Before I set out to become an artist, I was an incompetent newbie Maths and I.T. teacher and I finally felt fed up of forcing myself down the path I did not really want and started again with a career I want to genuinely fight for.
I can’t really say for sure how I got into games, it was more of a really, really, really slow winding journey where I tried things, failed, met a few people if I’m lucky and kept posting art and learning. I just kept doing this, not expecting anything in return. I knew how low chances are in making a substantial living from being an artist. It was discouraging. I was trying to keep my head above the surface of despair. My old blog posts will show the struggles I had back then!
I was and still am most awed by character designers, visual development artists of animated films, video game concept artists and artists of the illustration industries. I didn’t think it was possible and didn’t know where I belonged. Not that I ever did belong anywhere 100%.
I didn’t know where I would end up since I was still learning but I ended up doing a graduate animated film with a team,
- which got into the Melbourne International Animation Festival in 2014 and 7 other small animation festivals
- struggled with freelancing but made the most of my few illustration jobs,
- participated in Game Jams even when I haven’t made games before [since my art apparently suits the indie game scene than illustration],
- made marketing art for an indie game in development called GunBlocks [apparently they’re working on it again…maybe]
- made some character designs and art for a visual novel game in development called Maid with Love,
- started the Hermit Burpcast because being isolated really makes you existential in 2015,
- kept going to some networking things and pushed myself sometimes whenever I can bear it,
- Drew people when I attended talks for fun, learning and when I finally posted them on twitter, people started to know me(?),
- Made videos as I played video games just so that I’m not always focused on art
- Applied to Mighty Games but got rejected in 2015 – I wasn’t expecting anything because it was a Senior Role – I only applied because I was encouraged to do it anyway for the interview experience by a kind lady 😉
- Was determined in just continuing the hard road of learning, freelancing if it ever happens and just posting art
- but then I got offered a job at Mighty in 2016 January to my shock and surprise
- started learning the ropes on voxel art
- attempted to do BurpAvatar/portrait commissions but it didn’t do well or terribly
- Got to do two PAXAus panels as a drawer~!
- Got to keep drawing people at conferences as per usual because essentially it’s a fun project for me!
- Got to do another Game jam
- Got a sudden Kotaku Australia feature
- Got to work on art for Framed 2 this year! :0
- And The Guardian feature…? What is happening…?!
And now I’m here still grateful, humbled and in shock.
I’m not going to expect anything…as usual.
I’ll just keep learning & trying new things.
I don’t know my destination/where I’m going but I’m going to take the journey as it comes!! 😀
Games industry in Australia
Not that I know much!
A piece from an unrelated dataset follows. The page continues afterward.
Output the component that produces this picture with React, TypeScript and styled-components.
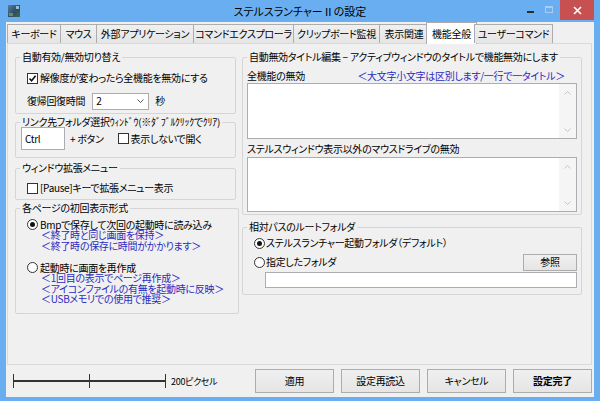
import React from "react";
import styled, { createGlobalStyle } from "styled-components";

/**
 * colours
 */
const FRAME = "#6aaef2";
const FACE = "#f0f0f0";
const LINK = "#2b2bc0";
const EDGE = "#abadb3";

const GlobalStyle = createGlobalStyle`
  html, body { margin: 0; padding: 0; background: ${FRAME}; }
  body {
    font-family: "Noto Sans CJK JP", "Noto Sans", sans-serif;
    font-size: 10px;
    letter-spacing: -0.3px;
    font-feature-settings: "palt" 1;
    color: #000;
  }
  * { box-sizing: border-box; }
`;

/**
 * window frame + title bar
 */
const Window = styled.div`
  width: 600px;
  height: 401px;
  display: flex;
  flex-direction: column;
  background: ${FRAME};
  overflow: hidden;
`,
  TitleBar = styled.div`
  flex: none;
  height: 22px;
  display: grid;
  grid-template-columns: 1fr auto 1fr;
  align-items: center;
`,
  IconSlot = styled.div`
  display: flex;
  padding-left: 8px;
`,
  Title = styled.div`
  font-size: 11px;
  letter-spacing: 0;
  line-height: 1;
  padding-top: 1px;
`,
  Controls = styled.div`
  justify-self: end;
  align-self: start;
  height: 20px;
  display: flex;
  align-items: center;
  padding-right: 6px;
`,
  MinGlyph = styled.span`
  width: 7px;
  height: 2px;
  margin: 4px 11px 0 0;
  background: #2b2b2b;
`,
  MaxGlyph = styled.span`
  width: 8px;
  height: 7px;
  margin: 0 7px 2px 0;
  border: 1px solid #a9cdf2;
  border-top-width: 2px;
`,
  CloseButton = styled.div`
  width: 34px;
  height: 20px;
  background: #c75050;
  display: flex;
  align-items: center;
  justify-content: center;
`;

/**
 * client area, tabs
 */
const Client = styled.div`
  flex: 1;
  margin: 0 6px 4px 6px;
  padding: 0 2px 0 1px;
  background: ${FACE};
  display: flex;
  flex-direction: column;
`,
  TabStrip = styled.div`
  flex: none;
  height: 21px;
  display: flex;
  align-items: flex-end;
`,
  Tab = styled.div<{ $w: number; $active?: boolean }>`
  flex: none;
  width: ${(p) => p.$w}px;
  height: ${(p) => (p.$active ? 22 : 19)}px;
  margin: ${(p) => (p.$active ? "0 -3px -1px -2px" : "0 -1px 0 0")};
  border: 1px solid #acacac;
  border-bottom: none;
  background: ${(p) => (p.$active ? "#fff" : "linear-gradient(#f0f0f0, #e5e5e5)")};
  position: ${(p) => (p.$active ? "relative" : "static")};
  z-index: 2;
  display: flex;
  align-items: center;
  justify-content: center;
  white-space: nowrap;
  line-height: 1;
`,
  Panel = styled.div`
  flex: none;
  height: 322px;
  border: 1px solid #d9d9d9;
  background: ${FACE};
  padding: 6px 9px 0 7px;
  display: flex;
  gap: 3px;
`,
  Column = styled.div<{ $w: number }>`
  width: ${(p) => p.$w}px;
  flex: none;
  display: flex;
  flex-direction: column;
`;

/**
 * group boxes and their rows
 */
const Group = styled.fieldset<{ $h: number; $w?: number; $top?: number }>`
  margin: ${(p) => p.$top ?? 0}px 0 0 0;
  padding: 0;
  min-width: 0;
  width: ${(p) => (p.$w ? `${p.$w}px` : "100%")};
  height: ${(p) => p.$h}px;
  flex: none;
  border: 1px solid #d5d5d5;
  border-radius: 2px;
  display: flex;
  flex-direction: column;
`,
  Legend = styled.legend`
  padding: 0 2px;
  margin-left: 4px;
  height: 14px;
  line-height: 14px;
  white-space: nowrap;
`,
  Row = styled.div<{ $top?: number; $indent?: number; $h?: number; $right?: number }>`
  flex: none;
  display: flex;
  align-items: center;
  height: ${(p) => p.$h ?? 14}px;
  margin: ${(p) => p.$top ?? 0}px ${(p) => p.$right ?? 0}px 0 ${(p) => p.$indent ?? 0}px;
  white-space: nowrap;
  line-height: 1;
`,
  Text = styled.span<{ $gap?: number; $blue?: boolean }>`
  margin-left: ${(p) => p.$gap ?? 0}px;
  color: ${(p) => (p.$blue ? LINK : "inherit")};
`,
  Hint = styled.div<{ $indent: number }>`
  flex: none;
  height: 10.5px;
  line-height: 10.5px;
  margin-left: ${(p) => p.$indent}px;
  color: ${LINK};
  white-space: nowrap;
`;

/**
 * controls
 */
const CheckBox = styled.span<{ $gap?: number }>`
  flex: none;
  width: 11px;
  height: 11px;
  margin-left: ${(p) => p.$gap ?? 0}px;
  border: 1px solid #333;
  background: #fff;
  display: inline-flex;
  align-items: center;
  justify-content: center;
`,
  Radio = styled.span<{ $on?: boolean }>`
  flex: none;
  width: 11px;
  height: 11px;
  border: 1px solid #333;
  border-radius: 50%;
  background: #fff;
  display: inline-flex;
  align-items: center;
  justify-content: center;
  &::after {
    content: "";
    width: 5px;
    height: 5px;
    border-radius: 50%;
    background: ${(p) => (p.$on ? "#111" : "transparent")};
  }
`,
  Combo = styled.div`
  flex: none;
  width: 57px;
  height: 17px;
  margin-left: 7px;
  border: 1px solid #acacac;
  background: #fff;
  display: flex;
  align-items: center;
  justify-content: space-between;
  padding: 0 4px 0 3px;
`,
  Field = styled.div<{ $w?: number; $h: number; $top?: number; $left?: number; $right?: number }>`
  flex: none;
  width: ${(p) => (p.$w ? `${p.$w}px` : "auto")};
  height: ${(p) => p.$h}px;
  margin: ${(p) => p.$top ?? 0}px ${(p) => p.$right ?? 0}px 0 ${(p) => p.$left ?? 0}px;
  border: 1px solid ${EDGE};
  background: #fff;
  display: flex;
  align-items: center;
  padding-left: 3px;
`,
  EditBox = styled.div<{ $h: number; $top: number }>`
  flex: none;
  height: ${(p) => p.$h}px;
  margin: ${(p) => p.$top}px 4px 0 4px;
  border: 1px solid ${EDGE};
  background: #fff;
  display: flex;
  justify-content: flex-end;
`,
  ScrollTrack = styled.div`
  width: 17px;
  background: #f5f5f5;
  display: flex;
  flex-direction: column;
  justify-content: space-between;
`,
  ScrollArrow = styled.div`
  height: 17px;
  display: flex;
  align-items: center;
  justify-content: center;
`,
  Button = styled.div<{ $w: number; $h: number; $bold?: boolean }>`
  flex: none;
  width: ${(p) => p.$w}px;
  height: ${(p) => p.$h}px;
  border: 1px solid #acacac;
  background: linear-gradient(#f0f0f0, #e5e5e5);
  display: flex;
  align-items: center;
  justify-content: center;
  font-weight: ${(p) => (p.$bold ? 700 : 400)};
  line-height: 1;
`;

/**
 * footer
 */
const Footer = styled.div`
  flex: 1;
  display: flex;
  align-items: flex-start;
  padding: 4px 0 0 6px;
`,
  Scale = styled.div`
  height: 24px;
  display: flex;
  align-items: center;
`,
  ScaleLabel = styled.span`
  font-size: 9px;
  margin-left: 4px;
  line-height: 1;
`,
  Buttons = styled.div`
  margin-left: auto;
  display: flex;
  gap: 7px;
`;

const AppIcon = () => (
  <svg width="12" height="12" viewBox="0 0 12 12">
    <defs>
      <linearGradient id="ic" x1="0" y1="0" x2="1" y2="1">
        <stop offset="0" stopColor="#5a7f9c" />
        <stop offset="0.55" stopColor="#2e4d66" />
        <stop offset="1" stopColor="#3d6a4a" />
      </linearGradient>
    </defs>
    <rect width="12" height="12" fill="url(#ic)" />
    <rect x="8" y="1" width="3" height="3" fill="#b8d8e8" opacity="0.8" />
    <rect x="1" y="8" width="4" height="3" fill="#8fb060" opacity="0.6" />
  </svg>
);

const CloseIcon = () => (
  <svg width="9" height="9" viewBox="0 0 9 9">
    <path d="M1 1 L8 8 M8 1 L1 8" stroke="#fff" strokeWidth="1.6" />
  </svg>
);

const Check = () => (
  <svg width="9" height="9" viewBox="0 0 9 9">
    <path d="M1.5 4.5 L3.6 6.8 L7.6 1.8" stroke="#111" strokeWidth="1.6" fill="none" />
  </svg>
);

const Chevron = ({ up, color = "#c4c4c4" }: { up?: boolean; color?: string }) => (
  <svg width="7" height="4" viewBox="0 0 7 4">
    <path d={up ? "M0.5 3.5 L3.5 0.5 L6.5 3.5" : "M0.5 0.5 L3.5 3.5 L6.5 0.5"} stroke={color} fill="none" />
  </svg>
);

const ScaleBar = () => (
  <svg width="154" height="16" viewBox="0 0 154 16">
    <rect x="0" y="7" width="153" height="2" fill="#333" />
    <rect x="0" y="1" width="1" height="14" fill="#333" />
    <rect x="76" y="1" width="1" height="14" fill="#333" />
    <rect x="152" y="1" width="1" height="14" fill="#333" />
  </svg>
);

const TABS = [
  { label: "キーボード", w: 54 },
  { label: "マウス", w: 37 },
  { label: "外部アプリケーション", w: 98 },
  { label: "コマンドエクスプローラ", w: 101 },
  { label: "クリップボード監視", w: 87 },
  { label: "表示関連", w: 50 },
  { label: "機能全般", w: 51, active: true },
  { label: "ユーザーコマンド", w: 79 },
];

const Edit = ({ h, top }: { h: number; top: number }) => (
  <EditBox $h={h} $top={top}>
    <ScrollTrack>
      <ScrollArrow>
        <Chevron up />
      </ScrollArrow>
      <ScrollArrow>
        <Chevron />
      </ScrollArrow>
    </ScrollTrack>
  </EditBox>
);

export default function App() {
  return (
    <>
      <GlobalStyle />
      <Window>
        <TitleBar>
          <IconSlot>
            <AppIcon />
          </IconSlot>
          <Title>ステルスランチャーⅡの設定</Title>
          <Controls>
            <MinGlyph />
            <MaxGlyph />
            <CloseButton>
              <CloseIcon />
            </CloseButton>
          </Controls>
        </TitleBar>

        <Client>
          <TabStrip>
            {TABS.map((t) => (
              <Tab key={t.label} $w={t.w} $active={t.active}>
                {t.label}
              </Tab>
            ))}
          </TabStrip>

          <Panel>
            <Column $w={224}>
              <Group $h={64} $w={221}>
                <Legend>自動有効/無効切り替え</Legend>
                <Row $top={6} $indent={11} $h={16}>
                  <CheckBox>
                    <Check />
                  </CheckBox>
                  <Text $gap={2}>解像度が変わったら全機能を無効にする</Text>
                </Row>
                <Row $top={6} $indent={11} $h={18}>
                  <Text>復帰回復時間</Text>
                  <Combo>
                    <span>2</span>
                    <Chevron color="#555" />
                  </Combo>
                  <Text $gap={6}>秒</Text>
                </Row>
              </Group>

              <Group $h={43} $w={221} $top={1}>
                <Legend>リンク先フォルダ選択ｳｨﾝﾄﾞｳ(※ﾀﾞﾌﾞﾙｸﾘｯｸでｸﾘｱ)</Legend>
                <Row $top={-2} $indent={5} $h={23}>
                  <Field $w={44} $h={23}>Ctrl</Field>
                  <Text $gap={5}>+ ボタン</Text>
                  <CheckBox $gap={14} />
                  <Text $gap={2}>表示しないで開く</Text>
                </Row>
              </Group>

              <Group $h={39} $w={221} $top={3}>
                <Legend>ウィンドウ拡張メニュー</Legend>
                <Row $top={5} $indent={11} $h={16}>
                  <CheckBox />
                  <Text $gap={2}>[Pause]キーで拡張メニュー表示</Text>
                </Row>
              </Group>

              <Group $h={113} $top={1}>
                <Legend>各ページの初回表示形式</Legend>
                <Row $top={4} $indent={11} $h={11}>
                  <Radio $on />
                  <Text $gap={2}>Bmpで保存して次回の起動時に読み込み</Text>
                </Row>
                <Hint $indent={25}>＜終了時と同じ画面を保持＞</Hint>
                <Hint $indent={25}>＜終了時の保存に時間がかかります＞</Hint>
                <Row $top={11} $indent={11} $h={11}>
                  <Radio />
                  <Text $gap={2}>起動時に画面を再作成</Text>
                </Row>
                <Hint $indent={25}>＜1回目の表示でページ再作成＞</Hint>
                <Hint $indent={25}>＜アイコンファイルの有無を起動時に反映＞</Hint>
                <Hint $indent={25}>＜USBメモリでの使用で推奨＞</Hint>
              </Group>
            </Column>

            <Column $w={340}>
              <Group $h={165}>
                <Legend>自動無効タイトル編集 − アクティブウィンドウのタイトルで機能無効にします</Legend>
                <Row $top={5} $indent={4} $right={16} $h={14} style={{ justifyContent: "space-between" }}>
                  <Text>全機能の無効</Text>
                  <Text $blue>＜大文字小文字は区別します/一行で一タイトル＞</Text>
                </Row>
                <Edit h={56} top={0} />
                <Row $top={3} $indent={4} $h={14}>
                  <Text>ステルスウィンドウ表示以外のマウスドライブの無効</Text>
                </Row>
                <Edit h={55} top={1} />
              </Group>

              <Group $h={75} $top={5}>
                <Legend>相対パスのルートフォルダ</Legend>
                <Row $top={2} $indent={11} $h={14}>
                  <Radio $on />
                  <Text $gap={1}>ステルスランチャー起動フォルダ（デフォルト）</Text>
                </Row>
                <Row $top={3} $indent={11} $right={4} $h={18}>
                  <Radio />
                  <Text $gap={1}>指定したフォルダ</Text>
                  <Button $w={54} $h={17} style={{ marginLeft: "auto" }}>
                    参照
                  </Button>
                </Row>
                <Field $h={16} $top={1} $left={22} $right={4} />
              </Group>
            </Column>
          </Panel>

          <Footer>
            <Scale>
              <ScaleBar />
              <ScaleLabel>200ピクセル</ScaleLabel>
            </Scale>
            <Buttons>
              <Button $w={79} $h={24}>適用</Button>
              <Button $w={79} $h={24}>設定再読込</Button>
              <Button $w={79} $h={24}>キャンセル</Button>
              <Button $w={79} $h={24} $bold>設定完了</Button>
            </Buttons>
          </Footer>
        </Client>
      </Window>
    </>
  );
}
It’s definitely growing though. And the government needs to notice this…it’s slowly getting better! Companies are expanding and hiring! And a lot of new indie games companies are growing too! It’s still an incredibly hard industry to get to. There’s not enough and I mean *not* enough jobs for the many, many thousands of graduates, students, professionals to stay or get into the industry.
This is a reason why people start and grow their own businesses to develop their own games…quite a risky and terrifying thing to do!
There’s also a huge need to have a lot of eggs in different baskets.
Once you’ve mastered one area, you expand.
You need to keep evolving and learning.
This is not really the industry you go for solely for money – there are better industries if you want to make a huge annual income. Tech companies pay better with much better conditions for instance.
It is not glamourous but for those of us who care – we do our best to take care of each other and not let anyone burn out. We do this because we love what we do, we take joy in people experiencing the games we make and it’s a constantly changing industry thanks to all the developments in technology!!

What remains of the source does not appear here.